Victor (23-349-7) and Mack (24-343-2) put up remarkably similar numbers last season in a dual role. Those numbers should go up if the Buckeyes throw the ball as much as they are expected to.

Of course, there is also the chance that those numbers go down if Jaylen Harris works his way into the rotation. Receivers coach Zach Smith wouldn’t be shocked to see it happen.

“He certainly could. Jaylen is a very talented kid,” he said. “You don’t see a kid that size that can move like he moves very often. That’s why we liked him in recruiting, that’s his schtick.”

Only seeing him in glimpses this spring, Harris looks how you want receivers to look. He is 6-foot-5 and 215 pounds, and made plays in both short and intermediate spots on the field. In order to get meaningful playing time in 2018, however, he has to do more than just look the part.

“He’s got to be more consistent,” Smith said. “He’s got to perform at the level we expect consistently, and then he’s got a chance to do whatever he wants to do. Because he’s that talented.”

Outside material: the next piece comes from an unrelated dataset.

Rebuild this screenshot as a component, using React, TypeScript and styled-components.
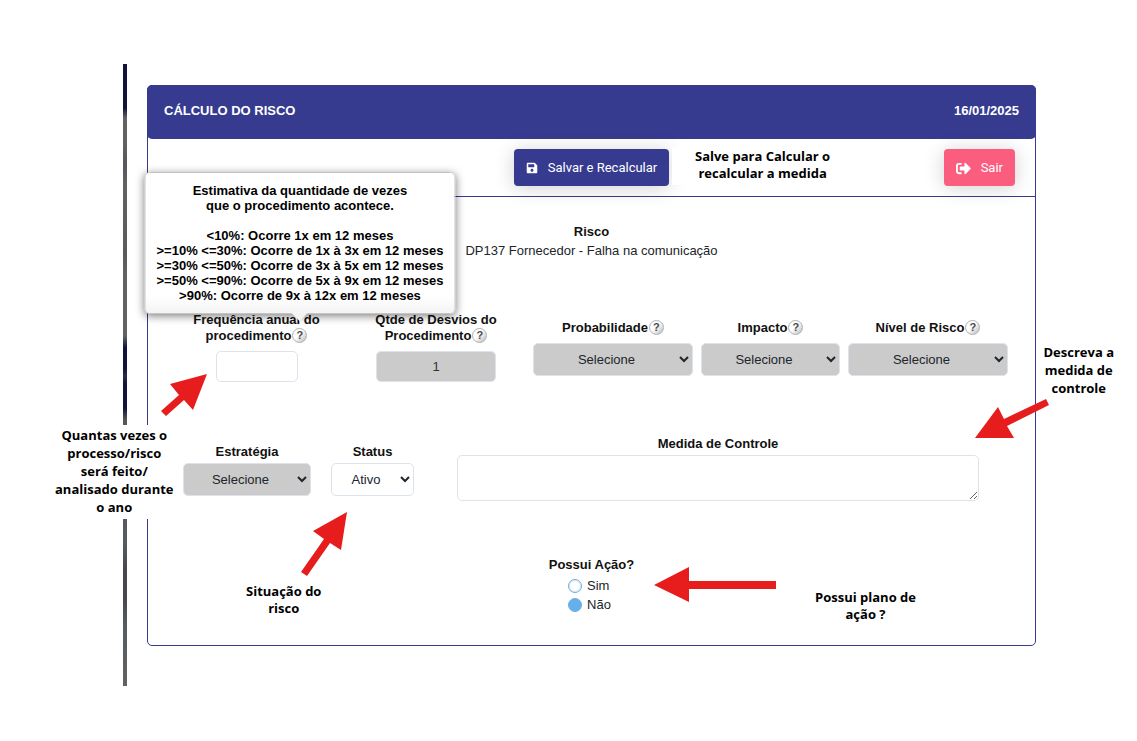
import React from "react";
import styled, { createGlobalStyle, css } from "styled-components";
import { FaSave, FaSignOutAlt } from "react-icons/fa";

const Global = createGlobalStyle`
  *, *::before, *::after { box-sizing: border-box; }
  body {
    margin: 0;
    background: #fff;
    color: #212529;
    font-family: "Liberation Sans", Arial, sans-serif;
    font-size: 13px;
    line-height: 16px;
  }
  button, input, select, textarea { font: inherit; color: inherit; }
`;

const Page = styled.main`
  display: flex;
  gap: 20px;
  padding: 64px 101px 55px 123px;
`;

const Rail = styled.div`
  flex: none;
  width: 4px;
  background: linear-gradient(
    #12123a 0, #12123a 44px, #626262 54px, #626262 80px, #56565c 100px,
    #626262 120px, #5a5a5e 190px, #626262 210px, #626262 272px,
    #12123a 284px, #12123a 304px, #2c2c46 312px, #12123a 320px,
    #12123a 344px, #555759 356px, #555b5f 480px, #48484c 505px,
    #48484c 535px, #555b5f 560px, #626262 100%
  );
`;

const Card = styled.section`
  position: relative;
  flex: 1;
  min-width: 0;
  margin: 21px 0 40px;
  border: 1px solid #363b8f;
  border-radius: 5px;
`;

const CardHeader = styled.header`
  display: flex;
  justify-content: space-between;
  margin: -1px -1px 0;
  padding: 18px 17px 20px;
  border-radius: 5px;
  background: #363b8f;
  color: #fff;
  font-weight: 700;
`;

const Title = styled.h1`
  margin: 0;
  font-size: 13px;
  font-weight: 700;
`;

const Toolbar = styled.div`
  display: grid;
  grid-template-columns: 1fr auto 1fr;
  padding: 10px 20px;
  border-bottom: 1px solid #363b8f;
`;

const ActionButton = styled.button<{ $tone: "primary" | "danger" }>`
  display: flex;
  align-items: center;
  gap: 10px;
  height: 37px;
  padding: 1px 12px 0;
  border: 0;
  border-radius: 4px;
  background: ${(p) => (p.$tone === "primary" ? "#363b8f" : "#fb5d7f")};
  color: #fff;
  font-family: Roboto, sans-serif;
  box-shadow: 0 2px 20px rgba(0, 0, 0, 0.18);
  ${(p) => p.$tone === "danger" && css`grid-column: 3; justify-self: end;`}
  ${(p) => p.$tone === "primary" && css`grid-column: 2;`}
`;

const Risk = styled.div`
  padding-top: 25px;
  text-align: center;
  line-height: 19px;
`;

const Strong = styled.strong`
  display: block;
  color: #111;
`;

const MetricsRow = styled.div`
  display: grid;
  grid-template-columns: 179fr 180fr 171fr 147fr 168fr;
  padding: 52px 23px 0 19px;
`;

const StrategyRow = styled.div`
  display: grid;
  grid-template-columns: 128fr 83fr 545fr;
  gap: 20px;
  padding: 54px 56px 0 35px;
`;

const Field = styled.div<{
  $lead?: number;
  $inset?: number;
  $side?: number;
  $space?: number;
}>`
  display: flex;
  flex-direction: column;
  align-items: center;
  gap: ${(p) => p.$space ?? 7}px;
  padding: ${(p) => p.$lead ?? 0}px ${(p) => p.$inset ?? 0}px 0
    ${(p) => p.$side ?? p.$inset ?? 0}px;
`;

const LabelLine = styled.div`
  color: #111;
  font-weight: 700;
  text-align: center;
`;

const Control = css`
  border: 1px solid #dde3ec;
  border-radius: 5px;
  background: #fff;
`;

const NumberBox = styled.input<{ $width: number }>`
  ${Control}
  width: ${(p) => p.$width}px;
  height: 31px;
  padding: 0;
  text-align: center;
  &:disabled { background: #cbcbcb; color: #333; opacity: 1; }
`;

const SelectBox = styled.select<{ $muted?: boolean }>`
  ${Control}
  width: 100%;
  height: 33px;
  padding: 0 1px 0 0;
  text-align: center;
  text-align-last: center;
  ${(p) => p.$muted && css`background: #cbcbcb;`}
`;

const TextArea = styled.textarea`
  ${Control}
  display: block;
  width: 100%;
  height: 46px;
  resize: both;
`;

const HelpAnchor = styled.span`
  position: relative;
  display: inline-block;
  vertical-align: top;
  margin-left: 1px;
`;

const HelpButton = styled.button`
  display: block;
  width: 15px;
  height: 15px;
  padding: 0;
  border: 1px solid #b0b0b0;
  border-radius: 50%;
  background: linear-gradient(135deg, #fff 45%, #b8b8b8);
  color: #4a4a4a;
  font-size: 11px;
  font-weight: 700;
  line-height: 13px;
  text-align: center;
`;

const Tooltip = styled.div`
  position: absolute;
  bottom: calc(100% + 14px);
  left: 50%;
  z-index: 2;
  width: 311px;
  padding: 10px 0;
  border: 1px solid #c4c4c4;
  border-radius: 5px;
  background: linear-gradient(#fff 88%, #f4f4f4);
  box-shadow: 0 2px 9px rgba(0, 0, 0, 0.5);
  color: #000;
  line-height: 15px;
  text-align: center;
  white-space: pre-line;
  transform: translateX(-50%);

  &::after {
    content: "";
    position: absolute;
    top: 100%;
    left: 50%;
    margin-left: -8px;
    border: 8px solid transparent;
    border-top-color: #f4f4f4;
    border-bottom: 0;
  }
`;

const ActionGroup = styled.fieldset`
  display: flex;
  flex-direction: column;
  align-items: center;
  margin: 0;
  padding: 56px 0 31px;
  border: 0;
`;

const Legend = styled.legend`
  display: contents;
`;

const Options = styled.div`
  display: flex;
  flex-direction: column;
  padding: 3px 4px 0 0;
`;

const Option = styled.label`
  display: flex;
  align-items: center;
  gap: 5px;
  height: 19px;
`;

const Radio = styled.input`
  appearance: none;
  width: 14px;
  height: 14px;
  margin: 0;
  border: 1px solid #67afe9;
  border-radius: 50%;
  box-shadow: inset 0 0 2px rgba(0, 0, 0, 0.25);
  &:checked { background: #67afe9; box-shadow: none; }
`;

type Place = { $top: number; $left?: number; $right?: number };
const placed = css<Place>`
  position: absolute;
  z-index: 1;
  top: ${(p) => p.$top}px;
  ${(p) => p.$left !== undefined && `left: ${p.$left}px;`}
  ${(p) => p.$right !== undefined && `right: ${p.$right}px;`}
`;

const Note = styled.p<Place & { $tight?: boolean; $margin?: number }>`
  ${placed}
  margin: 0;
  padding: 1px ${(p) => p.$margin ?? 5}px 3px;
  background: #fff;
  color: #000;
  font-family: "Open Sans", "Noto Sans", sans-serif;
  font-size: 13px;
  font-weight: 700;
  line-height: ${(p) => (p.$tight ? 17 : 18)}px;
  text-align: center;
  white-space: pre;
`;

const Arrow = styled.svg<Place>`
  ${placed}
  fill: #e71d1d;
  pointer-events: none;
`;

const TIP = `Estimativa da quantidade de vezes
que o procedimento acontece.

<10%: Ocorre 1x em 12 meses
>=10% <=30%: Ocorre de 1x à 3x em 12 meses
>=30% <=50%: Ocorre de 3x à 5x em 12 meses
>=50% <=90%: Ocorre de 5x à 9x em 12 meses
>90%: Ocorre de 9x à 12x em 12 meses`;

function Help({ about, tip }: { about: string; tip?: string }) {
  return (
    <HelpAnchor>
      <HelpButton type="button" aria-label={`Ajuda: ${about}`}>?</HelpButton>
      {tip && <Tooltip role="tooltip">{tip}</Tooltip>}
    </HelpAnchor>
  );
}

type SelectFieldProps = {
  id: string;
  label: string;
  help?: boolean;
  value?: string;
  muted?: boolean;
  inset?: number;
  side?: number;
  space?: number;
};

function SelectField({
  id, label, help, value = "Selecione", muted = true, inset, side, space,
}: SelectFieldProps) {
  return (
    <Field $lead={8} $inset={inset} $side={side} $space={space}>
      <LabelLine>
        <label htmlFor={id}>{label}</label>
        {help && <Help about={label} />}
      </LabelLine>
      <SelectBox id={id} $muted={muted} defaultValue={value}>
        <option>{value}</option>
      </SelectBox>
    </Field>
  );
}

export default function App() {
  return (
    <>
      <Global />
      <Page>
        <Rail />
        <Card>
          <CardHeader>
            <Title>CÁLCULO DO RISCO</Title>
            <time dateTime="2025-01-16">16/01/2025</time>
          </CardHeader>
          <Toolbar>
            <ActionButton type="button" $tone="primary"><FaSave size={12} />Salvar e Recalcular</ActionButton>
            <ActionButton type="button" $tone="danger"><FaSignOutAlt size={15} />Sair</ActionButton>
          </Toolbar>
          <Risk>
            <Strong>Risco</Strong>
            DP137 Fornecedor - Falha na comunicação
          </Risk>
          <MetricsRow>
            <Field>
              <LabelLine>
                <label htmlFor="freq">Frequência anual do<br />procedimento</label>
                <Help about="Frequência anual do procedimento" tip={TIP} />
              </LabelLine>
              <NumberBox id="freq" $width={82} />
            </Field>
            <Field>
              <LabelLine>
                <label htmlFor="qtde">Qtde de Desvios do<br />Procedimento</label>
                <Help about="Qtde de Desvios do Procedimento" />
              </LabelLine>
              <NumberBox id="qtde" $width={120} defaultValue="1" disabled />
            </Field>
            <SelectField id="prob" label="Probabilidade" help inset={4} side={7} />
            <SelectField id="imp" label="Impacto" help inset={4} />
            <SelectField id="nivel" label="Nível de Risco" help inset={4} />
          </MetricsRow>
          <StrategyRow>
            <SelectField id="estrategia" label="Estratégia" space={3} />
            <SelectField id="status" label="Status" value="Ativo" muted={false} space={3} />
            <Field $side={23} $space={3}>
              <LabelLine as="label" htmlFor="medida">Medida de Controle</LabelLine>
              <TextArea id="medida" />
            </Field>
          </StrategyRow>
          <ActionGroup>
            <Legend><Strong>Possui Ação?</Strong></Legend>
            <Options>
              <Option><Radio type="radio" name="acao" />Sim</Option>
              <Option><Radio type="radio" name="acao" defaultChecked />Não</Option>
            </Options>
          </ActionGroup>

          <Note $top={61} $left={524} $margin={23} $tight>{"Salve para Calcular o\nrecalcular a medida"}</Note>
          <Note $top={256} $right={-84}>{"Descreva a\nmedida de\ncontrole"}</Note>
          <Note $top={339} $left={-98}>{"Quantas vezes o\nprocesso/risco\nserá feito/\nanalisado durante\no ano"}</Note>
          <Note $top={496} $left={93} $tight>{"Situação do\nrisco"}</Note>
          <Note $top={502} $right={114} $tight>{"Possui plano de\nação ?"}</Note>

          <Arrow $top={288} $left={13} width={46} height={43} viewBox="161 374 46 43" aria-hidden="true">
            <path d="M207 374 170 384 179 395 161 411 166 416 184 400 193 410Z" />
          </Arrow>
          <Arrow $top={426} $left={153} width={47} height={65} viewBox="301 512 47 65" aria-hidden="true">
            <path d="M347 512 313 531 324 539 301 572 307 576 330 543 341 550Z" />
          </Arrow>
          <Arrow $top={481} $left={506} width={122} height={36} viewBox="654 567 122 36" aria-hidden="true">
            <path d="M654 585 689 567V581H776V589H689V602Z" />
          </Arrow>
          <Arrow $top={312} $right={-14} width={74} height={41} viewBox="975 398 74 41" aria-hidden="true">
            <path d="M975 438 998 407 1004 419 1046 399 1049 405 1007 426 1014 438Z" />
          </Arrow>
        </Card>
      </Page>
    </>
  );
}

The thing to keep in mind, however, is that for every snap that Harris is on the field, Victor or Mack won’t be. If Harris is going to play when it counts, there can’t be a drop off. He has to be able to withhold the standard that the players before him have set.

And if he wants to take somebody’s job outright, he’s got to do even more.

“He’s got to outperform guys to take spots,” Smith said. “That’s just kind of the nature of competition. He’s got to beat somebody out and then he can take his spot. He shows flashes where he might be able to do that.”


6 Responses

  1. As much as I would like to write off players like Victor who have never really done much, I am reminded of Devin Smith. He never really had consistancy till his last year when he was basically money on the deep ball.

    The other part of me says that if you haven’t done squat after 3 seasons of trying then next man up.

    1. I generally agree with you about doing something by year four, but let’s not forget about Evan Spencer and Curtis Grant and Steve Miller as seniors in 2014. Darryl Baldwin too iirc. This is a big year for Victor and Mack. Both are ahead of Michael Thomas’ pace at the same point in their careers. We’ll see if they can stay ahead tho.

  2. I still think Zach Smith is the problem, the achilles heel of this coaching staff. His receivers continually underperform, don’t get separation and don’t catch the ball consistently. This isn’t a one-time happening either, it happens year after year. Why do you think all the receivers came back? They aren’t ready to move up! Why do our other coaches get hired away? They are in demand. But Smith stays because he’s a legacy of ol’ 6-4 Earle.

    It’s time to condense the rotation, get the best players on the field, develop some chemistry and timing and PERFORM! A 6 or 8-man rotation is ridiculous and a sign of mediocrity. I don’t think our receivers are all mediocre. Pick the best and play them!

  3. Do you ever not complain about the wide receivers?

    Only a foolish person would want veteran receivers to be benched in favor of young wide receivers that haven’t shown a thing.

    1. Sorry bud. Roberto Duran has hands of stone and Victor is the least developed receiver I’ve ever seen at Ohio State. My cat would shake the ball loose from him.

      If it’s broke, you fix it. Hill, Mack and McLaurin are good receivers. Seems to me that they have plenty of experience. Hill doesn’t have Campbell’s speed but at least he’s consistent and can be counted on.

      CJ Saunders was better than both of those 2 in 2017 when the quarterback would actually target him. Can’t stretch the field at all with Campbell or Victor. Campbell since the day he arrived on Campus should have been in the runningback room.

      The bottom line is that unless those 2 step and emerge as pass catchers, the best they should see is mop up time or the bench.

  4. Harris is going to be special. Might as well turn him loose. A couple Buckeye receivers simply can’t catch the football with ANY consistency. One with a long body and great wingspan but still has not clue how to catch the football away from his body , and manage to actually hang on to it. He plays small and smaller DB’s push him around like nothing. The other has no clue how to catch a pass beyond 5 – 10 yards. I don’t care what their names are, or how long they’ve been in the program. If they can’t show any kind of consistency by now, it’s just not likely to suddenly materialize. Neither of them have the drive and passion of a Michael Thomas, or anything resembling the consistency of Michael Jenkins. One has speed in the ballpark of Joey Galloway but can’t catch the darned football.

    Get Harris in the mix with Hill and Mack, McLaurin, McCall and incoming Jaelen Gill.